Pardonnez-vous à vous-même. Nous sommes souvent notre critique le plus sévère. Apprendre à se pardonner ses erreurs, ses faiblesses, ses maladresses est le fondement de toute capacité à pardonner aux autres.

Commencez par les petites offenses. Exercez-vous sur les irritations du quotidien : le conducteur qui vous coupe la route, le collègue qui vous interrompt, l'ami qui oublie votre anniversaire. Ces petits pardons préparent le terrain pour les plus grands.

Écrivez une lettre. Vous n'êtes pas obligé de l'envoyer, mais écrire une lettre de pardon peut être libérateur. Exprimez votre douleur, votre compréhension, et votre décision de lâcher prise.

Pratiquez la méditation de bienveillance. Certaines techniques méditatives aident à cultiver la compassion envers soi-même et envers ceux qui nous ont blessés. Ces pratiques facilitent le processus de pardon.

Quand le pardon semble impossible

Il existe des situations où le pardon paraît insurmontable, et c'est parfaitement légitime. Face à des traumatismes graves, à des abus répétés, à des pertes irréparables, il est normal que le processus soit long et difficile.

Dans ces cas, il est important de ne pas se culpabiliser de ne pas pouvoir pardonner. L'objectif n'est pas de forcer le pardon, mais de ne pas se laisser définir par la blessure. Parfois, accepter simplement ce qui s'est passé, sans nécessairement pardonner, est déjà une forme de libération.

L'accompagnement thérapeutique peut être précieux dans ces situations. Un professionnel peut aider à traverser les étapes du deuil, à travailler sur le traumatisme, et éventuellement, si cela devient possible et souhaitable, à cheminer vers le pardon.

Le pardon comme chemin spirituel

Dans de nombreuses traditions spirituelles, le pardon occupe une place centrale. Il est considéré comme une pratique de transformation intérieure qui nous rapproche de notre essence la plus profonde.

Le pardon nous enseigne l'humilité en nous rappelant que nous aussi nous faisons des erreurs et avons besoin de clémence. Il cultive la compassion en nous invitant à voir l'humanité imparfaite en chacun. Il développe la sagesse en nous montrant que s'accrocher au ressentiment ne fait que prolonger notre propre souffrance.

Au-delà de toute croyance religieuse, le pardon est un acte profondément spirituel car il nous reconnecte à notre capacité de transcender l'ego blessé, de dépasser la dualité du bien et du mal, et de choisir la paix plutôt que le conflit intérieur.


Le vrai pardon est un cadeau que nous nous faisons à nous-mêmes.
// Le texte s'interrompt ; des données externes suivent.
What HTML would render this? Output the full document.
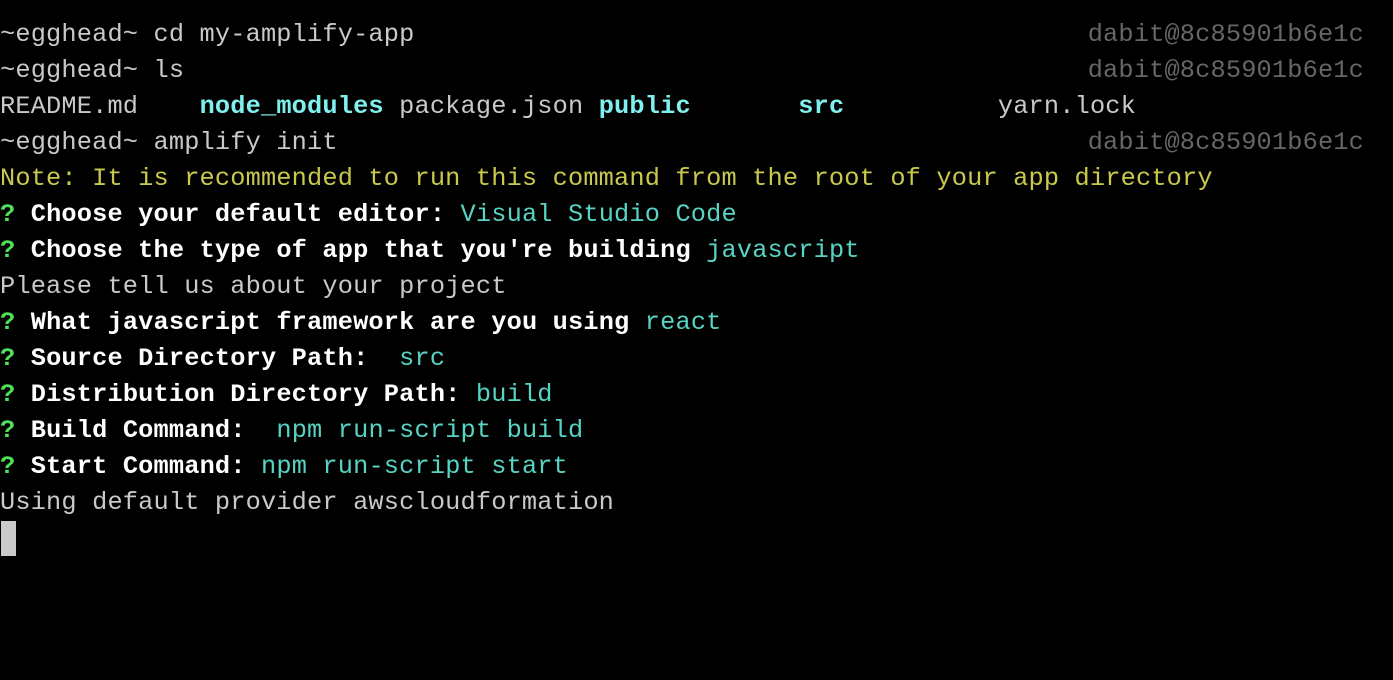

Ce n'est pas une obligation morale ni une faiblesse, mais un acte de courage et de liberté. C'est choisir de ne plus être prisonnier de notre histoire, de ne plus laisser nos blessures définir qui nous sommes.

Le chemin du pardon n'est pas linéaire. Il y aura des moments de rechute, où la colère resurgira. C'est normal et cela fait partie du processus. L'important est de maintenir l'intention de se libérer, de revenir encore et encore vers cette décision de lâcher prise.

En cultivant le pardon, nous ne changeons pas le passé, mais nous transformons notre rapport à lui. Nous récupérons notre pouvoir personnel et ouvrons l'espace pour un avenir plus léger, plus serein, plus authentique. Et c'est peut-être là le plus beau des cadeaux que nous puissions nous offrir.